India’s recent threats to unilaterally suspend the IWT mark a profound and dangerous departure from its historical commitment to diplomacy. More than just a policy shift, this move signals a violation of international law, an erosion of regional trust, and a potential unraveling of South Asia’s already fragile security architecture.
By undermining the World Bank’s role as a neutral arbiter, India risks not only isolating itself diplomatically but also transforming from a treaty upholder into a regional outlaw. The implications are far-reaching. The IWT has survived wars, political upheavals, and border skirmishes—not because of convenience, but because it represents a rare instance of functional cooperation in a turbulent neighborhood. To break it now is to shatter one of the last remaining pillars of regional stability.
Moreover, this gambit is not a show of strength but a stark display of desperation. Turning rivers into political tools is not strategic brilliance—it’s a diplomatic self-goal. As India toys with the idea of weaponizing water, it hands China and Nepal the moral high ground. Both countries, already wary of India’s growing assertiveness, now find fertile ground to question India’s credibility and tighten their control over critical upstream resources.
China, in particular, has been expanding its influence in the Himalayan watershed, constructing dams and infrastructure projects with little regard for downstream consequences. India’s recklessness could embolden Beijing to accelerate these efforts, citing India’s own treaty violations as justification. Meanwhile, Nepal, whose water resources are crucial to India’s northern plains, may find new incentive to diversify its alliances, further eroding India’s strategic depth.
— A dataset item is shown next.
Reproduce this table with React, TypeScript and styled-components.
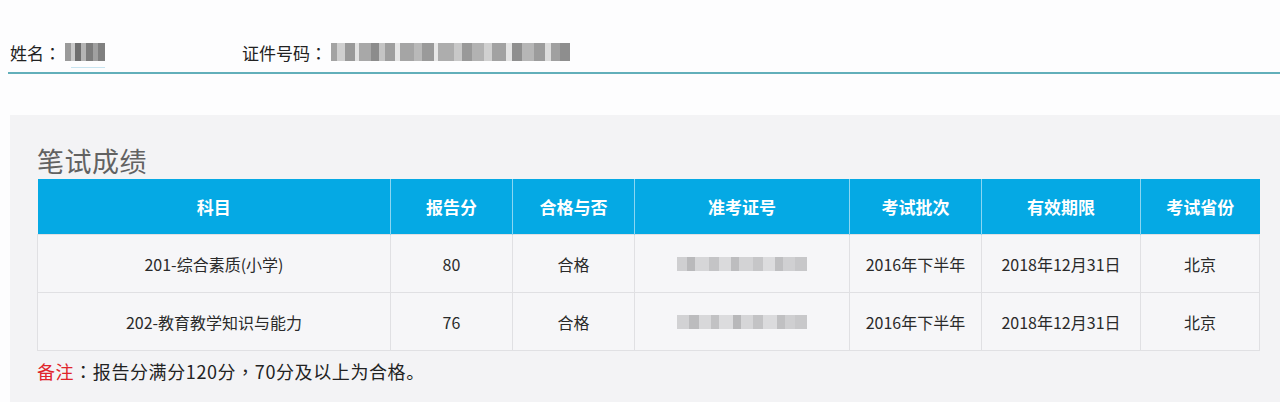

The humanitarian risks are just as grave. Millions across both India and Pakistan depend on the Indus river system for drinking water, agriculture, and livelihood. Politicizing water is a dangerous game—one that could ignite widespread crises that no military deterrent or diplomatic spin can contain. When rivers run dry, no defense deal can restore them, and no border wall can hold back the tide of instability that follows.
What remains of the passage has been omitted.